Community gardens come in various shapes and sizes. This is a picture of our leaf garden which will eventually comprise 15  raised garden beds.

Lennox community gardens is a truly communal community garden it has no fences and is open and available for members of the public to enjoy at any time there are no private allotments. All crops harvested during working bees are shared between members with any surplus left on a table for other members and members of the public to collect.

But, community gardening, like gardening in general, isn’t 100 altruistic it gives back in so many ways for me personally. It’s about spending time with friends doing what we love. Getting my weekly dose of exercise and returning home with a share of the harvest.

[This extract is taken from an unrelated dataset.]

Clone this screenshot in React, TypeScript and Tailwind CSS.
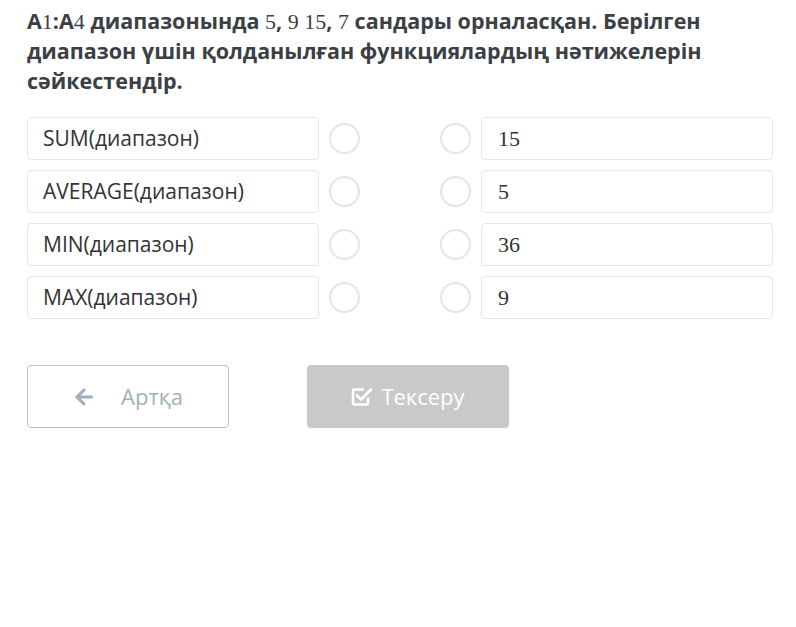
import React from 'react';

const leftItems = ['SUM(диапазон)', 'AVERAGE(диапазон)', 'MIN(диапазон)', 'MAX(диапазон)'];
const rightItems = ['15', '5', '36', '9'];

const M: React.FC<{ children: React.ReactNode }> = ({ children }) => (
  <span className="font-normal text-[22px] leading-none" style={{ fontFamily: '"Liberation Serif", serif' }}>
    {children}
  </span>
);

const Circle = () => (
  <div className="w-[31px] h-[31px] rounded-full border-2 border-[#e1e6e6] bg-white shrink-0" />
);

export default function App() {
  return (
    <div
      className="w-[796px] h-[627px] bg-white pl-[27px] pr-[23px] pt-[6px]"
      style={{ fontFamily: '"Open Sans", sans-serif' }}
    >
      <h1 className="text-[21.5px] leading-[30px] font-bold text-[#3b4045] whitespace-nowrap">
        A<M>1</M>:A<M>4</M> диапазонында <M>5</M>, <M>9</M> <M>15</M>, <M>7</M> сандары орналасқан. Берілген
        <br />
        диапазон үшін қолданылған функциялардың нәтижелерін
        <br />
        сәйкестендір.
      </h1>

      <div className="mt-[21px] flex flex-col gap-[10px]">
        {leftItems.map((item, i) => (
          <div key={item} className="flex items-center h-[43px]">
            <div className="w-[292px] h-full flex items-center px-[15px] border border-[#e3e7e8] rounded-[4px] text-[21px] text-[#333]">
              {item}
            </div>
            <div className="ml-[10px]">
              <Circle />
            </div>
            <div className="flex-1" />
            <Circle />
            <div className="ml-[10px] w-[292px] h-full flex items-center px-[16px] border border-[#e3e7e8] rounded-[4px] text-[22px] text-[#333]">
              <span style={{ fontFamily: '"Liberation Serif", serif' }}>{rightItems[i]}</span>
            </div>
          </div>
        ))}
      </div>

      <div className="mt-[46px] flex gap-[78px]">
        <button className="w-[202px] h-[63px] border border-[#b3c2c8] rounded-[4px] bg-white flex items-center justify-center gap-[26px] text-[22px] text-[#9eb1ba]">
          <svg width="22" height="20" viewBox="0 0 448 512" fill="#9eb1ba">
            <path d="M257.5 445.1l-22.2 22.2c-9.4 9.4-24.6 9.4-33.9 0L7 273c-9.4-9.4-9.4-24.6 0-33.9L201.4 44.7c9.4-9.4 24.6-9.4 33.9 0l22.2 22.2c9.5 9.5 9.3 25-.4 34.3L136.6 216H424c13.3 0 24 10.7 24 24v32c0 13.3-10.7 24-24 24H136.6l120.5 114.8c9.8 9.3 10 24.8.4 34.3z" />
          </svg>
          <span>Артқа</span>
        </button>
        <button className="w-[202px] h-[63px] rounded-[4px] bg-[#c9c9c9] flex items-center justify-center gap-[8px] text-[22px] text-white">
          <svg width="22" height="21" viewBox="0 0 22 20" fill="none" stroke="white" strokeWidth="2.6">
            <path d="M17 11v5.5a1.5 1.5 0 0 1-1.5 1.5h-12A1.5 1.5 0 0 1 2 16.5v-12A1.5 1.5 0 0 1 3.5 3H13" strokeLinejoin="round" />
            <path d="M6 9l4 4 10-10" strokeLinecap="round" strokeLinejoin="round" />
          </svg>
          <span>Тексеру</span>
        </button>
      </div>
    </div>
  );
}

And, from little old Lennox Head, I took on the role as representative of Community Gardens Australia which is how I came to be with you all tonight. 


I just wanted to conclude with some relatively straightforward actions you can take at home to both grow food and combat climate change at the same time.

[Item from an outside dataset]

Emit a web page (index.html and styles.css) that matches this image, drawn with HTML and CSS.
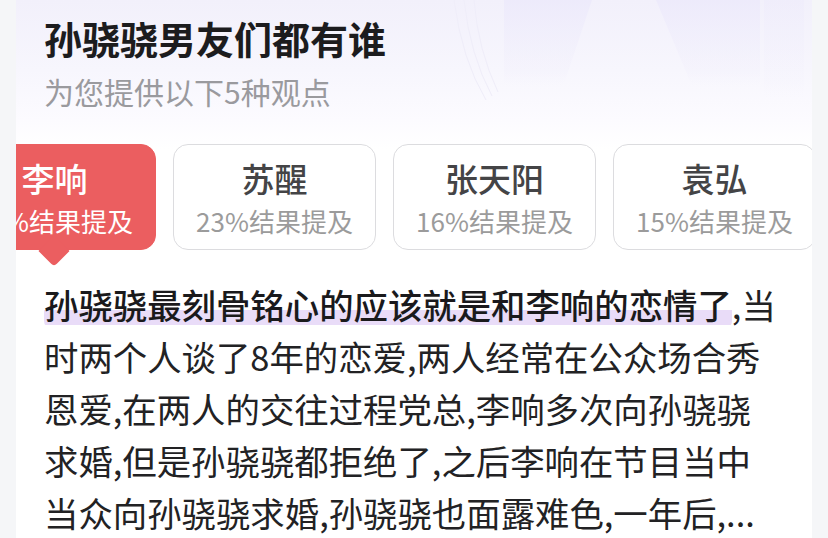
FILE: index.html
```html
<!DOCTYPE html>
<html lang="zh-CN">
<head>
<meta charset="utf-8">
<title>孙骁骁男友们都有谁</title>
<link rel="stylesheet" href="styles.css">
</head>
<body>
<main class="page">
  <section class="card">
    <svg class="deco" viewBox="0 0 366 140" width="366" height="140" aria-hidden="true">
      <defs>
        <linearGradient id="fade" x1="0" y1="0" x2="0" y2="1">
          <stop offset="0" stop-color="#ebe8fb" stop-opacity="0.7"/>
          <stop offset="0.75" stop-color="#f0eefb" stop-opacity="0.25"/>
          <stop offset="1" stop-color="#ffffff" stop-opacity="0"/>
        </linearGradient>
      </defs>
      <path d="M8 0 Q16 60 40 100" fill="none" stroke="#efedf9" stroke-width="1"/>
      <path d="M18 0 Q24 55 46 96" fill="none" stroke="#efedf9" stroke-width="1"/>
      <path d="M28 0 Q32 50 52 92" fill="none" stroke="#efedf9" stroke-width="1"/>
      <path d="M58 0 L146 0 L118 84 Q112 98 98 98 L72 98 Q58 98 58 84 Z" fill="url(#fade)"/>
      <path d="M210 0 L314 0 L314 98 L262 98 Q250 98 246 86 Z" fill="url(#fade)"/>
      <rect x="318" y="0" width="40" height="110" fill="url(#fade)" opacity="0.5"/>
    </svg>

    <header class="head">
      <h1 class="title">孙骁骁男友们都有谁</h1>
      <p class="subtitle">为您提供以下5种观点</p>
    </header>

    <div class="tabs">
      <ul class="tab-track">
        <li class="tab is-active">
          <span class="tab-name">李响</span>
          <span class="tab-meta">46%结果提及</span>
        </li>
        <li class="tab">
          <span class="tab-name">苏醒</span>
          <span class="tab-meta">23%结果提及</span>
        </li>
        <li class="tab">
          <span class="tab-name">张天阳</span>
          <span class="tab-meta">16%结果提及</span>
        </li>
        <li class="tab">
          <span class="tab-name">袁弘</span>
          <span class="tab-meta">15%结果提及</span>
        </li>
      </ul>
    </div>

    <p class="answer"><span class="hl">孙骁骁最刻骨铭心的应该就是和李响的恋情了</span>,当时两个人谈了8年的恋爱,两人经常在公众场合秀恩爱,在两人的交往过程党总,李响多次向孙骁骁求婚,但是孙骁骁都拒绝了,之后李响在节目当中当众向孙骁骁求婚,孙骁骁也面露难色,一年后,...</p>
  </section>
</main>
</body>
</html>
```

FILE: styles.css
```css
* {
  box-sizing: border-box;
}

html, body {
  margin: 0;
  padding: 0;
}

body {
  background: #f5f6f8;
  font-family: "Noto Sans CJK SC", "Noto Sans", sans-serif;
  color: #222;
}

.page {
  padding: 0 16px;
}

.card {
  position: relative;
  overflow: hidden;
  min-height: 538px;
  padding: 14px 28px 0;
  background: linear-gradient(180deg, #f2f0fb 0px, #f7f6fd 70px, #fcfbff 120px, #ffffff 150px);
}

.deco {
  position: absolute;
  top: 0;
  left: 430px;
  display: block;
}

.head {
  position: relative;
}

.title {
  margin: 0;
  font-size: 38px;
  line-height: 48px;
  font-weight: 700;
  color: #1c1c1e;
}

.subtitle {
  margin: 9px 0 0;
  font-size: 30px;
  line-height: 40px;
  color: #9a9a9e;
}

.tabs {
  position: relative;
  margin: 33px -28px 0;
  padding-bottom: 17px;
  overflow: hidden;
}

.tab-track {
  display: flex;
  gap: 17px;
  margin: 0 0 0 -63px;
  padding: 0;
  list-style: none;
}

.tab {
  position: relative;
  flex: 0 0 203px;
  height: 106px;
  display: flex;
  flex-direction: column;
  align-items: center;
  justify-content: center;
  gap: 5px;
  border: 1.5px solid #dcdcdf;
  border-radius: 15px;
  background: #ffffff;
  white-space: nowrap;
}

.tab-name {
  font-size: 33px;
  line-height: 42px;
  font-weight: 500;
  color: #444446;
}

.tab-meta {
  font-size: 26px;
  line-height: 34px;
  color: #9b9b9b;
}

.tab.is-active {
  background: #eb5e60;
  border-color: #eb5e60;
}

.tab.is-active .tab-name,
.tab.is-active .tab-meta {
  color: #ffffff;
}

.tab.is-active::after {
  content: "";
  position: absolute;
  left: 89px;
  bottom: -13px;
  width: 22px;
  height: 22px;
  background: #eb5e60;
  transform: rotate(45deg);
  border-bottom-right-radius: 4px;
}

.answer {
  width: 734px;
  margin: 11px 0 0;
  font-size: 34.4px;
  line-height: 52px;
  color: #222224;
}

.hl {
  font-weight: 500;
  color: #1a1a1c;
  background-image: linear-gradient(#e9dcf8, #e9dcf8);
  background-repeat: no-repeat;
  background-size: 100% 15px;
  background-position: 0 calc(100% - 4px);
  border-radius: 8px;
}
```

First of all compost. Around a third of waste that ends up in landfill is organic this is tragic for two reasons. One, it could otherwise be composted and used to build healthy soils and sequester carbon. But two, when compacted in landfill the air is squeezed out and it becomes anaerobic, when this happens, it releases methane gas which has a greenhouse effect around 20 times more powerful than carbon dioxide. So collect up those veggie scraps, most can be boiled into a soup stock and frozen for later use. Those that aren’t suitable, can be collected in a benchtop compost bin and added together with grass clippings dried leaves etc from the garden to an outdoor composting facility. I recommend a subterranean system like the Subpod as they’re odourless and don’t attract pests. Larger woody items like palm fronds and tree branches pose a bigger challenge. However, if you happen to have a fire pit these can be burned the resulting ash is really rich in potassium in fact the word potassium comes from the English word potash. It can be added to compost or scattered around fruit trees especially citrus which have shallow roots.

All right, secondly grow food. Start with the easy stuff like herbs and spices these can be expensive to buy but are so easy to grow even in small spaces like on apartment balconies. Many are perennial too so you plant them once and harvest from them year after year. Here’s a photo of a herb spiral that Elaine and I made using bushrock excavated from our neighbour’s property. By locating it near our kitchen, we don’t have far to go should we need to harvest a forgotten ingredient in a hurry. And, here is a list of essentials that in my opinion you’re wasting your money on if you buy them from the supermarket. 

Now, if you’d like to go the extra mile, join Land for Wildlife or a similar scheme in your area. They will talk you through how to create wildlife friendly habitat in your backyard. Alternatively, just go it alone, it can be as simple as making or buying an insect hotel. If you’re interested in adding a native beehive to your backyard, I would recommend getting in touch with Steve McGenity of the Australian Native Bee Company. That link will be at the notes at the end. Hives are generally only split when the weather warms up in spring, so, odds are, you’ll need to go on a waitlist. Once you have one though, you can split it once a year until you end up with the number of hives that you want.

If you find you’re enjoying the above and want to take it to the next level sign up to your nearest permaculture course. I emphasize nearest, because gardening is location specific so skills gained in one area of the world aren’t always relevant in another. Australia is the birthplace of permaculture so you won’t have any trouble finding a provider. Generally, they’re two-week on-site intensive courses called permaculture design courses, or PDC’s for short. This will provide you with the foundations to go on to confidently grow your own food at home.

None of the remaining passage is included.